Key principle: Once you reach your term limit, you can continue serving if granted an extension. Leaders don't need to step down—the organization chooses who should be extended based on performance, succession availability, and organizational needs. Continuation in office is at the discretion of the management of the organization through the authority granted to the management structures.
The organization stays in control of strengthening leadership through this process rather than losing effective leaders through arbitrary dismissal. This deliberate decision-making approach allows organizations to retain their best performers while encouraging development in areas needing improvement. Rather than automatic turnover destroying institutional memory, the organization can strategically build leadership excellence.
Preserving Benefits While Building Excellence
This approach preserves legitimate term limit benefits while protecting institutional memory. Regular review prevents stagnation. Predictable advancement opportunities encourage participation without forcing premature turnover. Clear extension processes prevent burnout while allowing effective leaders to continue.
Most importantly, it builds leadership excellence by preserving accumulated knowledge, relationships, and expertise that make leaders truly effective.
Implementation Benefits
Three-year terms with extension authority solve multiple problems while keeping the organization in control of leadership development:
Strategic leadership retention: Organizations control who continues rather than losing effective leaders arbitrarily
Learning curve accommodation: Leaders have sufficient time to become truly effective
Deliberate succession planning: Natural review points encourage successor development without forced turnover
Organizational control: Extension decisions based on performance and needs, not arbitrary time limits
Investment protection: Leadership development investments are preserved and built upon
Quality-focused approach: Organizations can strengthen leadership through intentional retention of high performers
The Path Forward
Leadership development is an investment that should be leveraged, not systematically destroyed every two years. The goal is leadership excellence, not just rotation. Excellence requires both renewal and continuity—fresh perspectives and institutional wisdom.
Two-year limits treat leadership positions as interchangeable when they require significant investment to master. Organizations serious about governance excellence must implement sophisticated approaches balancing term limit benefits with institutional memory preservation.

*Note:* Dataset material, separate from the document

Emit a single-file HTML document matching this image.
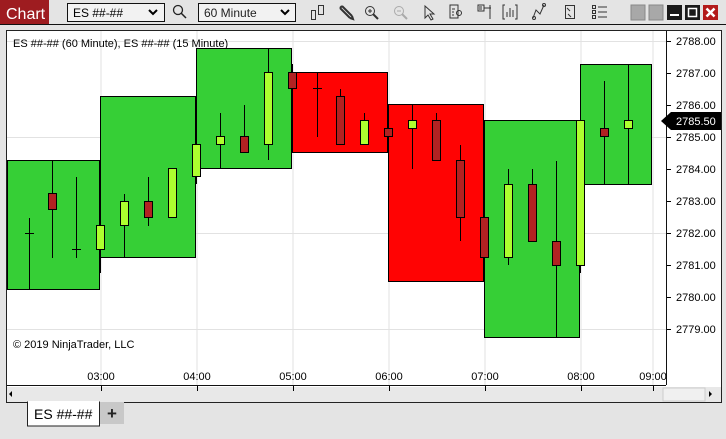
<!DOCTYPE html>
<html><head><meta charset="utf-8"><style>
body{margin:0;width:726px;height:434px;background:#e4e4e4;overflow:hidden;font-family:"Liberation Sans",sans-serif}
</style></head><body>
<svg width="726" height="434" xmlns="http://www.w3.org/2000/svg" font-family="Liberation Sans, sans-serif">
<rect width="726" height="434" fill="#e4e4e4"/>
<!-- toolbar -->
<rect x="0" y="0" width="49" height="24" fill="#9e1c20"/>
<text x="6" y="19" font-size="16" fill="#fff">Chart</text>
<rect x="67.5" y="3.5" width="97" height="18" fill="#f2f2f2" stroke="#111"/>
<text x="73" y="17" font-size="12" fill="#000">ES ##-##</text>
<path d="M149 10l4 4 4-4" stroke="#000" stroke-width="2" fill="none"/>
<circle cx="178" cy="10" r="4.5" stroke="#222" stroke-width="1.3" fill="none"/><path d="M181 13l5 5" stroke="#222" stroke-width="1.5"/>
<rect x="198.5" y="3.5" width="97" height="18" fill="#f2f2f2" stroke="#111"/>
<text x="204" y="17" font-size="12" fill="#222">60 Minute</text>
<path d="M281 10l4 4 4-4" stroke="#000" stroke-width="2" fill="none"/>
<g stroke="#333" fill="none" stroke-width="1">
<rect x="311.5" y="10.5" width="4" height="9"/><rect x="318.5" y="5.5" width="5" height="9"/>
<path d="M340 8l10 10M342 6l10 10M340 8l2-2M350 18l3 1-1-3" stroke-width="2"/>
<circle cx="370" cy="11" r="4.5"/><path d="M368 11h4M370 9v4"/><path d="M373 14l5 5" stroke-width="2"/>
<g stroke="#aaa"><circle cx="399" cy="11" r="4.5"/><path d="M397 11h4"/><path d="M402 14l5 5" stroke-width="2"/></g>
<path d="M425 6v12l3-3 3 5 2-1-3-5h4z"/>
<path d="M450 5h8v13h-8zM452 9h3M452 12h2M452 15h2"/><circle cx="459" cy="13" r="2.5"/>
<path d="M478 5h6v6h-6zM484 8h7M490 5v14M479 7h3M479 9h3"/>
<path d="M505 5h-2v14h2M515 5h2v14h-2M507 12v5M510 8v9M513 10v7"/>
<path d="M533 18l3-8 4 4 4-9" /><circle cx="534" cy="18" r="1.5"/><circle cx="544" cy="5" r="1.5"/>
<path d="M565.5 5.5h9v13h-9zM567 8l3 3M568 14l3 3"/>
<path d="M592.5 5.5h3v3h-3zM592.5 10.5h3v3h-3zM592.5 15.5h3v3h-3zM598 7h9M598 12h9M598 17h9"/>
</g>
<rect x="631" y="5" width="14" height="15" fill="#a8a8a8" stroke="#888"/>
<rect x="649" y="5" width="14" height="15" fill="#a8a8a8" stroke="#888"/>
<rect x="667" y="5" width="15" height="15" fill="#1a1a1a"/><rect x="670" y="14" width="9" height="2" fill="#fff"/>
<rect x="685" y="5" width="15" height="15" fill="#1a1a1a"/><rect x="688.5" y="8.5" width="8" height="8" fill="none" stroke="#fff" stroke-width="1.5"/>
<rect x="703" y="5" width="15" height="15" fill="#b31a1a"/><path d="M706.5 8.5l8 8M714.5 8.5l-8 8" stroke="#fff" stroke-width="2.5"/>
<path d="M0 24.5h726" stroke="#111"/>
<!-- panel -->
<rect x="6.5" y="30.5" width="715" height="372" fill="#fff" stroke="#222"/>
<rect x="7" y="387" width="714" height="15" fill="#e8e8e8"/>
<rect x="663" y="388" width="42" height="13" fill="#f0f0f0" stroke="#ccc"/>
<path d="M12 391v6l-3-3z M709 391v6l3-3z" fill="#000"/>
<g stroke="#e2e2e2" stroke-width="1">
<path d="M101 31v354M197 31v354M293 31v354M389 31v354M485 31v354M581 31v354M653 31v354"/>
<path d="M7 41.5h659M7 137.5h659M7 233.5h659M7 329.5h659"/>
</g>
<path d="M666.5 31v354M7 385.5h659" stroke="#111"/>
<g font-size="11" fill="#000">
<text x="13" y="47">ES ##-## (60 Minute), ES ##-## (15 Minute)</text>
<text x="13" y="348">© 2019 NinjaTrader, LLC</text>
</g>
<!-- price axis -->
<g stroke="#000"><path d="M667 41.5h4M667 73.5h4M667 105.5h4M667 137.5h4M667 169.5h4M667 201.5h4M667 233.5h4M667 265.5h4M667 297.5h4M667 329.5h4"/></g>
<g font-size="11" fill="#000">
<text x="676" y="45">2788.00</text><text x="676" y="77">2787.00</text><text x="676" y="109">2786.00</text><text x="676" y="141">2785.00</text><text x="676" y="173">2784.00</text><text x="676" y="205">2783.00</text><text x="676" y="237">2782.00</text><text x="676" y="269">2781.00</text><text x="676" y="301">2780.00</text><text x="676" y="333">2779.00</text>
</g>
<path d="M661 121l10-9h50v18h-50z" fill="#000"/>
<text x="676" y="125" font-size="11" fill="#fff">2785.50</text>
<!-- time axis -->
<g stroke="#000"><path d="M101.5 386v5M197.5 386v5M293.5 386v5M389.5 386v5M485.5 386v5M581.5 386v5M653.5 386v5"/></g>
<g font-size="11" fill="#000" text-anchor="middle">
<text x="101" y="380">03:00</text><text x="197" y="380">04:00</text><text x="293" y="380">05:00</text><text x="389" y="380">06:00</text><text x="485" y="380">07:00</text><text x="581" y="380">08:00</text><text x="653" y="380">09:00</text>
</g>
<!-- hour boxes -->
<g stroke="#000" stroke-width="1">
<rect x="7.5" y="160.5" width="92" height="129" fill="#36cf36"/>
<rect x="100.5" y="96.5" width="95" height="161" fill="#36cf36"/>
<rect x="196.5" y="48.5" width="95" height="120" fill="#36cf36"/>
<rect x="292.5" y="72.5" width="95" height="80" fill="#ff0303"/>
<rect x="388.5" y="104.5" width="95" height="177" fill="#ff0303"/>
<rect x="484.5" y="120.5" width="95" height="217" fill="#36cf36"/>
<rect x="580.5" y="64.5" width="71" height="120" fill="#36cf36"/>
</g>
<!-- wicks -->
<g stroke="#000" stroke-width="1">
<path d="M29.5 218v71M52.5 160v98M76.5 177v81M100.5 249v24M124.5 194v63M148.5 177v49M196.5 176v8M220.5 113v55M244.5 105v47M268.5 48v112M292.5 64v24M317.5 72v65M340.5 89v55M364.5 113v31M412.5 104v65M436.5 113v47M460.5 145v96M508.5 169v96M532.5 169v72M556.5 161v176M580.5 265v8M604.5 81v103M628.5 64v120"/>
<path d="M25 233.5h9M72 249.5h9M313 88.5h9"/>
</g>
<!-- bodies -->
<g stroke="#000" stroke-width="1">
<rect x="48.5" y="193.5" width="8" height="16" fill="#b22222"/>
<rect x="96.5" y="225.5" width="8" height="24" fill="#adff2f"/>
<rect x="120.5" y="201.5" width="8" height="24" fill="#adff2f"/>
<rect x="144.5" y="201.5" width="8" height="16" fill="#b22222"/>
<rect x="168.5" y="168.5" width="8" height="49" fill="#adff2f"/>
<rect x="192.5" y="144.5" width="8" height="32" fill="#adff2f"/>
<rect x="216.5" y="136.5" width="8" height="8" fill="#adff2f"/>
<rect x="240.5" y="136.5" width="8" height="16" fill="#b22222"/>
<rect x="264.5" y="72.5" width="8" height="72" fill="#adff2f"/>
<rect x="288.5" y="72.5" width="8" height="16" fill="#b22222"/>
<rect x="336.5" y="96.5" width="8" height="48" fill="#b22222"/>
<rect x="360.5" y="120.5" width="8" height="24" fill="#adff2f"/>
<rect x="384.5" y="128.5" width="8" height="8" fill="#b22222"/>
<rect x="408.5" y="120.5" width="8" height="8" fill="#adff2f"/>
<rect x="432.5" y="120.5" width="8" height="40" fill="#b22222"/>
<rect x="456.5" y="160.5" width="8" height="57" fill="#b22222"/>
<rect x="480.5" y="217.5" width="8" height="40" fill="#b22222"/>
<rect x="504.5" y="184.5" width="8" height="73" fill="#adff2f"/>
<rect x="528.5" y="184.5" width="8" height="57" fill="#b22222"/>
<rect x="552.5" y="241.5" width="8" height="24" fill="#b22222"/>
<rect x="576.5" y="120.5" width="8" height="145" fill="#adff2f"/>
<rect x="600.5" y="128.5" width="8" height="8" fill="#b22222"/>
<rect x="624.5" y="120.5" width="8" height="8" fill="#adff2f"/>
</g>
<!-- tabs -->
<rect x="100" y="402" width="24" height="22" fill="#c8c8c8"/>
<text x="112" y="419" font-size="17" text-anchor="middle" fill="#222" font-weight="bold">+</text>
<rect x="27.5" y="402" width="72" height="24" fill="#fff" stroke="#222"/>
<rect x="28" y="401" width="71" height="3" fill="#fff"/>
<text x="34" y="419" font-size="14" fill="#000">ES ##-##</text>
</svg>
</body></html>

Three-year terms with extension authority provide this balance. They ensure regular review and rotation opportunities while protecting the accumulated expertise essential for organizational advancement. Leaders can grow into their roles, contribute meaningfully, and mentor successors without arbitrary forced exits that waste organizational investments.
Organizations choosing this approach will develop sustainable, effective leadership that truly serves their mission. Those clinging to destructive two-year cycles will continue losing valuable institutional memory and wonder why their leadership never improves.
The choice is clear: continue the waste of short-term turnover, or build cumulative excellence through strategic flexibility.